Sunday, January 30, 2005

are supermarkets emerging church

I read this quote recently; Recently I spoke to an architect at a local firm who works exclusively on churches. He’s designed two megachurches in the metropolitan area, and told me that certain elements are commonly used to make megachurches look and feel like shopping malls. Like any successful business, location, convenience and service are key. Article here

And my skins crawls. I hate the way that church is linked with supermarket and convenience and money.

Hang on though, I often preach about the need for the church to be closer to the culture. And emerging church is meant to embrace postmodern culture. Supermarkets are part of postmodern culture. So, why are some parts of the culture OK, and others not?

Steve the puzzled emergent

Posted by steve at 03:46 PM

3 Comments

  1. From Douglas Coupland’s “Generation X”

    “The Emperor’s New Mall : The popular notion that shopping malls exist on the insides only and have no exterior. The suspension of visual belief engendered by this notion allows shoppers to pretend that the large, cement blocks thrust into their environment do not, in fact, exist.”

    Maybe that’s how churches end up being perceived by their members – what’s on the inside is important, not what’s outside. And the “impact” of the church in the wider community (physically, socially) doesn’t enter their minds. They can ignore the fact that they are embedded in a wider reality.

    Comment by StephenG — January 30, 2005 @ 5:17 pm

  2. do you have more of an issue with the church being seen as a supermarket or a product?

    i can’t remember who it was that likened mega-churches to resorts instead of supermarkets. resorts offer a wide range of activities and you don’t actually have to leave a resort at any time during a holiday, similarly you can get almost all you need from the resort-church.

    perhaps it was pete ward…

    Comment by the other darren — January 31, 2005 @ 12:58 pm

  3. Surely that’s a key part of what engagement is all about? It’s not about the unquestioning embrace of culture that some liberals have been accused of, nor the entire retreat from it which some conservatives have been accused of. Nor even the surface rejection and internal embrace that seems to be the case with so much of the “CCM” mindset.

    If we’re going to engage, we’re going to find some things which are good and some things which are bad, and we’re going to need to think that through, work out whether we’re right to label them that way, and then act appropriately.

    My personal problems with supermarkets are: that they damage their consumers’ local communities by drawing money out of those local economies, perpetuating a car-ridden culture, and fragmenting many formerly social activities; they have huge lobbying power over farmers and are largely responsible for the continuance of factory-farming, selling it to their customers on the basis of price; and because many of them are engaged in exploitative practices in poorer countries.

    Obviously each of those issues need to be seen with its nuances.
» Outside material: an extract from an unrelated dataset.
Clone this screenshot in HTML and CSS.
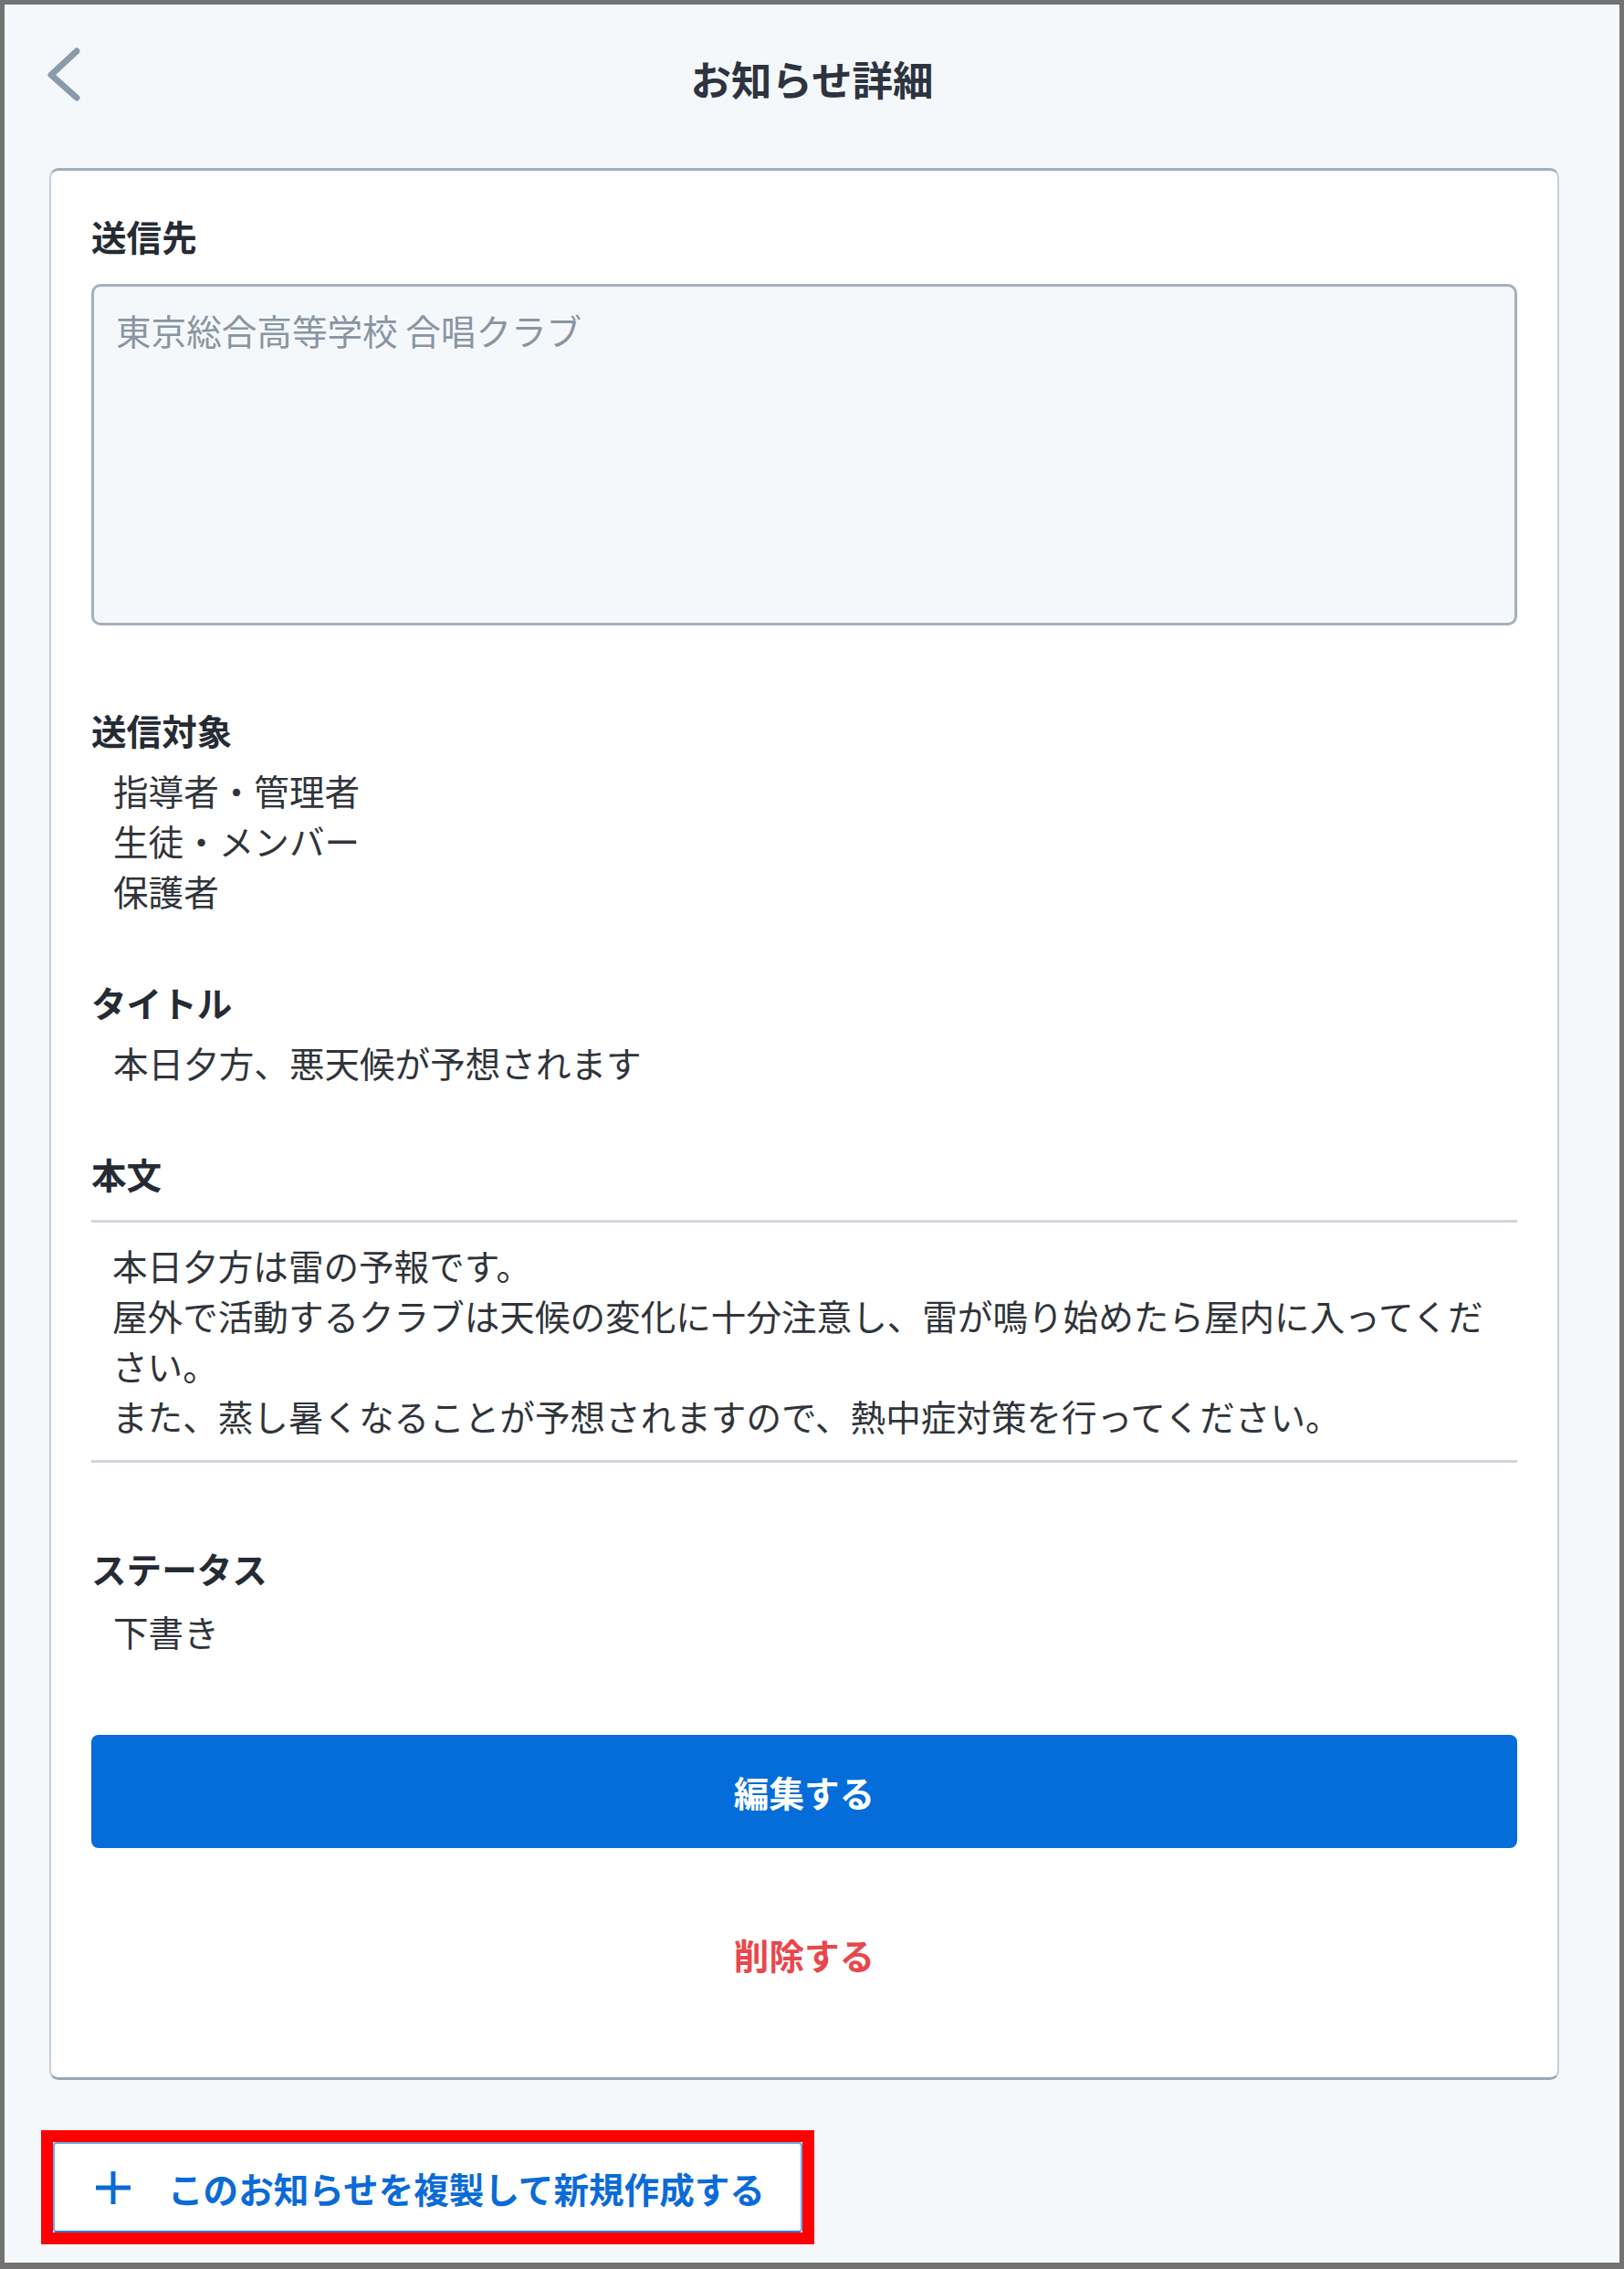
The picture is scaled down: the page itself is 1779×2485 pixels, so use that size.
FILE: index.html
```html
<!DOCTYPE html>
<html lang="ja">
<head>
    <meta charset="UTF-8">
    <meta name="viewport" content="width=device-width, initial-scale=1.0">
    <title>お知らせ詳細</title>
    <link rel="stylesheet" href="styles.css">
</head>
<body>
    <div class="screen">
        <header class="header">
            <button class="back-btn" aria-label="戻る">
                <svg width="44" height="64" viewBox="0 0 44 64">
                    <polyline points="34,6 6,32 34,57" fill="none" stroke="#8c9bab" stroke-width="7" stroke-linecap="round" stroke-linejoin="round"/>
                </svg>
            </button>
            <h1>お知らせ詳細</h1>
            <div></div>
        </header>

        <div class="card">
            <div class="label">送信先</div>
            <div class="recipient-box">東京総合高等学校 合唱クラブ</div>

            <div class="label section">送信対象</div>
            <ul class="target-list">
                <li>指導者・管理者</li>
                <li>生徒・メンバー</li>
                <li>保護者</li>
            </ul>

            <div class="label section-sm">タイトル</div>
            <div class="value">本日夕方、悪天候が予想されます</div>

            <div class="label section-sm">本文</div>
            <div class="body-text">
                <p>本日夕方は雷の予報です。</p>
                <p>屋外で活動するクラブは天候の変化に十分注意し、雷が鳴り始めたら屋内に入ってください。</p>
                <p>また、蒸し暑くなることが予想されますので、熱中症対策を行ってください。</p>
            </div>

            <div class="label section status-label">ステータス</div>
            <div class="value status-value">下書き</div>

            <button class="edit-btn">編集する</button>
            <button class="delete-btn">削除する</button>
        </div>

        <div class="highlight">
            <button class="copy-btn">
                <svg width="40" height="38" viewBox="0 0 40 38">
                    <line x1="20" y1="1" x2="20" y2="37" stroke="#0b6bd6" stroke-width="5"/>
                    <line x1="1" y1="19" x2="39" y2="19" stroke="#0b6bd6" stroke-width="5"/>
                </svg>
                <span>このお知らせを複製して新規作成する</span>
            </button>
        </div>
    </div>
</body>
</html>
```

FILE: styles.css
```css
* {
    box-sizing: border-box;
}
body {
    margin: 0;
    font-family: "Noto Sans CJK JP", "Noto Sans", sans-serif;
    color: #2b2f36;
}
.screen {
    width: 1779px;
    height: 2485px;
    border: 5px solid #727272;
    border-bottom-width: 7px;
    background-color: #f5f8fb;
}
.header {
    height: 162px;
    display: grid;
    grid-template-columns: 1fr auto 1fr;
    align-items: center;
}
.back-btn {
    align-self: start;
    justify-self: start;
    margin: 45px 0 0 45px;
    padding: 0;
    border: none;
    background: none;
    cursor: pointer;
}
.back-btn svg {
    display: block;
}
h1 {
    margin: 0;
    font-size: 44.5px;
    font-weight: 700;
    line-height: 1;
    color: #2d3440;
}
.card {
    width: 1654px;
    margin: 17px 0 0 49px;
    padding: 44px 44px 73px;
    background-color: #fff;
    border: 2px solid #c6ced7;
    border-top: 3px solid #a3aebb;
    border-bottom: 3px solid #9aa7b4;
    border-radius: 10px;
}
.label {
    font-size: 38.6px;
    font-weight: 700;
    line-height: 55px;
    color: #262b33;
}
.label.section {
    margin-top: 87px;
}
.label.status-label {
    margin-top: 88px;
}
.label.section-sm {
    margin-top: 67px;
}
.recipient-box {
    height: 374px;
    margin-top: 25px;
    padding: 20px 24px;
    background-color: #f5f8fb;
    border: 3px solid #a5b0bc;
    border-radius: 10px;
    font-size: 38.6px;
    line-height: 55px;
    color: #8995a2;
}
.target-list {
    list-style: none;
    margin: 11px 0 0;
    padding: 0 0 0 24px;
}
.target-list li,
.value {
    font-size: 38.6px;
    line-height: 55px;
    color: #30343a;
}
.value {
    margin-top: 11px;
    padding-left: 24px;
}
.value.status-value {
    margin-top: 14px;
}
.body-text {
    margin-top: 23px;
    padding: 19px 26px 21px 23px;
    border-top: 3px solid #cfd6de;
    border-bottom: 3px solid #cfd6de;
}
.body-text p {
    margin: 0;
    font-size: 38.6px;
    line-height: 55px;
    color: #30343a;
}
.edit-btn,
.delete-btn {
    display: block;
    width: 100%;
    height: 124px;
    border: none;
    border-radius: 8px;
    font-family: inherit;
    font-size: 38.6px;
    font-weight: 700;
    cursor: pointer;
}
.edit-btn {
    margin-top: 86px;
    background-color: #056dd9;
    color: #fff;
}
.delete-btn {
    margin-top: 54px;
    background: none;
    color: #e8474c;
}
.highlight {
    width: 847px;
    margin: 55px 0 0 40px;
    border: 13px solid #ff0000;
}
.copy-btn {
    width: 100%;
    height: 99px;
    display: flex;
    align-items: center;
    gap: 40px;
    padding: 0 0 0 44px;
    background-color: #fff;
    border: 2px solid #6fa7e8;
    border-bottom-color: #2f7fdc;
    border-radius: 4px;
    font-family: inherit;
    font-size: 38.6px;
    font-weight: 700;
    color: #0b6bd6;
    cursor: pointer;
}
.copy-btn svg {
    flex: none;
}
```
Obviously we can choose to stop shopping at supermarkets and that can have some impact, though it will be hard to break their strangleholds on the farming industry, and unless a large number of people move over the prices will be far higher for those of us who try to avoid shopping at supermarkets. There’s a lot to work through.

    Which is all a large tangent to say that moving closer to culture and engaging with it is necessarily going to require thinking through some complex situations. I’ve long guessed that that’s why it’s not a more popular notion.